Moore’s Law and Dennard Scaling

Though remembered above all for his single-transistor memory cell, Robert Dennard has another claim to engineering fame: he was the principal developer of MOSFET scaling equations that became the theoretical basis for Moore’s law. This well-known “law” of microelectronics—formulated by Gordon Moore, co-founder of Intel—describes a trend pertaining to the steadily increasing density of transistors in integrated circuits.

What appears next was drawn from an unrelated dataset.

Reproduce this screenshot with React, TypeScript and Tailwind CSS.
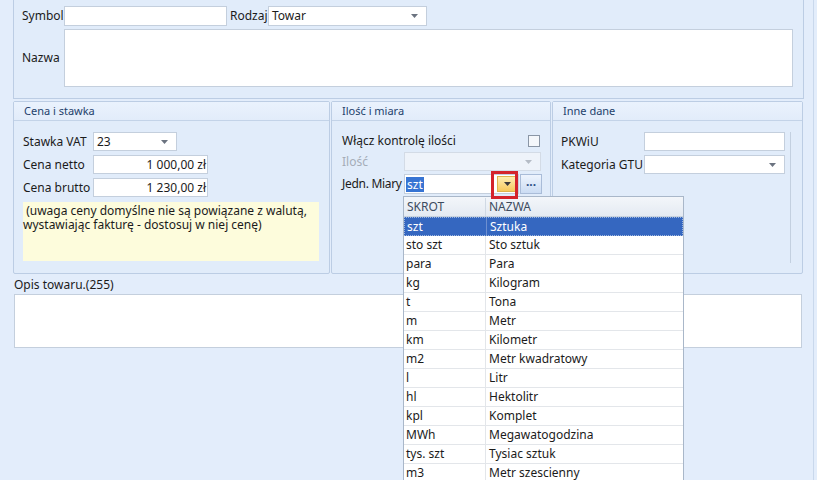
import React from 'react';

const units: [string, string][] = [
  ['szt', 'Sztuka'],
  ['sto szt', 'Sto sztuk'],
  ['para', 'Para'],
  ['kg', 'Kilogram'],
  ['t', 'Tona'],
  ['m', 'Metr'],
  ['km', 'Kilometr'],
  ['m2', 'Metr kwadratowy'],
  ['l', 'Litr'],
  ['hl', 'Hektolitr'],
  ['kpl', 'Komplet'],
  ['MWh', 'Megawatogodzina'],
  ['tys. szt', 'Tysiac sztuk'],
  ['m3', 'Metr szescienny'],
];

function Arrow({ disabled, dark }: { disabled?: boolean; dark?: boolean }) {
  return (
    <svg width="7" height="4" viewBox="0 0 7 4" className="shrink-0">
      <path d="M0 0h7L3.5 4z" fill={disabled ? '#b5bcc6' : dark ? '#3b3b3b' : '#6b7380'} />
    </svg>
  );
}

function Select({
  value,
  width,
  disabled,
  className = '',
}: {
  value?: string;
  width: string;
  disabled?: boolean;
  className?: string;
}) {
  return (
    <div
      className={`flex h-[19px] shrink-0 items-center justify-between border pl-[3px] pr-[8px] ${
        disabled ? 'border-[#d3dbe6] bg-[#eef3fa]' : 'border-[#c4cfdd] bg-white'
      } ${width} ${className}`}
    >
      <span>{value}</span>
      <Arrow disabled={disabled} />
    </div>
  );
}

function GroupBox({
  title,
  width,
  children,
}: {
  title: string;
  width: string;
  children: React.ReactNode;
}) {
  return (
    <div className={`flex h-[173px] flex-col rounded-[2px] border border-[#bccde4] bg-[#e1ecfa] ${width}`}>
      <div className="flex h-[19px] shrink-0 items-center border-b border-[#c3d3e8] bg-gradient-to-b from-[#eaf2fd] to-[#e2ecfa] pl-[10px] text-[11px] text-[#23416b]">
        {title}
      </div>
      {children}
    </div>
  );
}

export default function App() {
  return (
    <div className="relative h-[480px] w-[817px] overflow-hidden whitespace-nowrap bg-[#e3edfb] font-['Noto_Sans',sans-serif] text-[12px] text-[#1b1b1b]">
      <div className="h-full w-[814px] border-r border-[#c9d8ec] pl-[13px]">
        {/* Top panel */}
        <div className="h-[99px] w-[791px] border-x border-b border-[#bccde4] bg-[#e1ecfa] pl-[8px] pt-[6px]">
          <div className="flex h-[20px] items-center">
            <span className="w-[42px] shrink-0">Symbol</span>
            <div className="h-[20px] w-[163px] shrink-0 border border-[#c4cfdd] bg-white" />
            <span className="ml-[3px] w-[38px] shrink-0">Rodzaj</span>
            <Select value="Towar" width="w-[159px]" className="h-[20px]" />
          </div>
          <div className="mt-[3px] flex items-center">
            <span className="w-[42px] shrink-0">Nazwa</span>
            <div className="h-[58px] w-[729px] border border-[#c4cfdd] bg-white" />
          </div>
        </div>

        {/* Group boxes */}
        <div className="mt-[2px] flex gap-[1px]">
          <GroupBox title="Cena i stawka" width="w-[317px]">
            <div className="flex flex-col gap-[4px] pl-[9px] pt-[11px]">
              <div className="flex items-center">
                <span className="w-[70px] shrink-0">Stawka VAT</span>
                <Select value="23" width="w-[84px]" />
              </div>
              <div className="flex items-center">
                <span className="w-[70px] shrink-0">Cena netto</span>
                <div className="flex h-[19px] w-[115px] items-center justify-end border border-[#c4cfdd] bg-white pr-[1px]">
                  1 000,00 zł
                </div>
              </div>
              <div className="flex items-center">
                <span className="w-[70px] shrink-0">Cena brutto</span>
                <div className="flex h-[19px] w-[115px] items-center justify-end border border-[#c4cfdd] bg-white pr-[1px]">
                  1 230,00 zł
                </div>
              </div>
              <div className="mt-[1px] h-[59px] w-[296px] bg-[#fdfcdc] pt-[2px] leading-[14px]">
                {'\u00a0'}(uwaga ceny domyślne nie są powiązane z walutą,
                <br />
                wystawiając fakturę - dostosuj w niej cenę)
              </div>
            </div>
          </GroupBox>

          <GroupBox title="Ilość i miara" width="w-[220px]">
            <div className="flex flex-col pl-[10px] pr-[9px] pt-[10px]">
              <div className="flex h-[20px] items-center justify-between">
                <span>Włącz kontrolę ilości</span>
                <div className="mr-[1px] h-[12px] w-[12px] border border-[#8a96a6] bg-[#f4f7fb]" />
              </div>
              <div className="mt-[1px] flex items-center">
                <span className="w-[62px] shrink-0 text-[#a5adb8]">Ilość</span>
                <Select width="w-[137px]" disabled />
              </div>
              <div className="mt-[3px] flex items-center">
                <span className="w-[62px] shrink-0 tracking-[-0.3px]">Jedn. Miary</span>
                <div className="flex h-[20px] w-[115px] shrink-0 items-center border border-[#c4cfdd] bg-white pl-[1px] pr-[1px]">
                  <span className="bg-[#3774d3] px-[1px] leading-[15px] text-white">szt</span>
                  <div className="ml-auto flex h-[16px] w-[20px] items-center justify-center border border-[#e0b34c] bg-gradient-to-b from-[#fdeeb0] to-[#f6c95a]">
                    <Arrow dark />
                  </div>
                </div>
                <div className="ml-[1px] flex h-[20px] w-[22px] shrink-0 items-center justify-center border border-[#a9bcd8] bg-gradient-to-b from-[#eef4fd] to-[#cbdcf3] pb-[4px] font-bold text-[#2d4f86]">
                  ...
                </div>
              </div>
            </div>
          </GroupBox>

          <GroupBox title="Inne dane" width="w-[251px]">
            <div className="ml-[8px] mt-[11px] flex h-[131px] w-[230px] flex-col gap-[4px] border-r border-[#c3d0e0]">
              <div className="flex items-center">
                <span className="w-[83px] shrink-0">PKWiU</span>
                <div className="h-[19px] w-[141px] border border-[#c4cfdd] bg-white" />
              </div>
              <div className="flex items-center">
                <span className="w-[83px] shrink-0">Kategoria GTU</span>
                <Select width="w-[141px]" />
              </div>
            </div>
          </GroupBox>
        </div>

        {/* Opis */}
        <div className="ml-[1px] mt-[2px] h-[17px] leading-[17px]">Opis towaru.(255)</div>
        <div className="ml-[1px] mt-[1px] h-[54px] w-[788px] border border-[#c4cfdd] bg-white" />
      </div>

      {/* Dropdown list */}
      <div className="absolute left-[403px] top-[196px] w-[281px] border border-[#a9b7c9] bg-white">
        <div className="flex h-[20px] items-center border-b border-[#c6d1de] bg-gradient-to-b from-[#f3f6fa] to-[#e4eaf2] text-[#3d4b5e]">
          <span className="w-[82px] border-r border-[#d0d9e4] pl-[3px]">SKROT</span>
          <span className="pl-[3px]">NAZWA</span>
        </div>
        {units.map(([code, name], i) => (
          <div
            key={code}
            className={`flex h-[19px] items-center border-b ${
              i === 0
                ? 'border border-dotted border-[#9fb7df] bg-[#3567c0] text-white'
                : 'border-[#e3e6ea]'
            }`}
          >
            <span className={`flex h-full w-[82px] items-center border-r pl-[2px] ${i === 0 ? 'border-[#6d8fd0]' : 'border-[#e3e6ea]'}`}>
              {code}
            </span>
            <span className="pl-[3px]">{name}</span>
          </div>
        ))}
      </div>

      {/* Highlight around dropdown button */}
      <div className="absolute left-[491px] top-[171px] h-[28px] w-[27px] border-[3px] border-[#d4232b]" />
    </div>
  );
}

MOSFET scaling relationships

MOSFET scaling relationships from Dennard’s seminal 1974 paper entitled “Design of Ion-Implanted MOSFET's with Very Small Physical Dimensions.” Image used courtesy of Auburn University


Moore’s law was essentially a rough prediction that became an observed reality. Dennard’s work, in contrast, led to specific mathematical relationships between MOSFET dimensions and fundamental electrical and manufacturing parameters. Published in 1974 and collectively known as Dennard scaling, these relationships became crucial guiding principles for the evolution of integrated-circuit technology.


“Attitude is Everything”

Dynamic RAM and MOSFET scaling are by no means an adequate summary of Dennard’s long and remarkably productive career as a research engineer. Holder of over 40 patents, author of numerous technical publications, recipient of the IEEE Edison Medal, the Benjamin Franklin Medal in Electrical Engineering, the IEEE Medal of Honor, et al.—Dr. Dennard brought talent, diligence, and creativity to his work and ended up creating an inflection point in the progression of modern technology.

Dennard posted the epigram “attitude is everything” in his bedroom, where he would see it every day. In his acceptance speech for the Kyoto Prize in Advanced Technology, he insisted that attitude “is the key to unleashing creativity. A great many have the intelligence, many have the preparation, some are at the right place at the right time, and only a few realize that they have the mission and ability to make a major difference in our world.”

Modern society is subject to an endless succession of new problems, and we are ever in need of new solutions. Robert Dennard’s career is an inspiration for all those who seek a brighter future for the human family, and his words should remind us that our attitude—rather than intelligence, education, or material resources—may prove to be the greatest obstacle to a life of enriching and enduring accomplishments.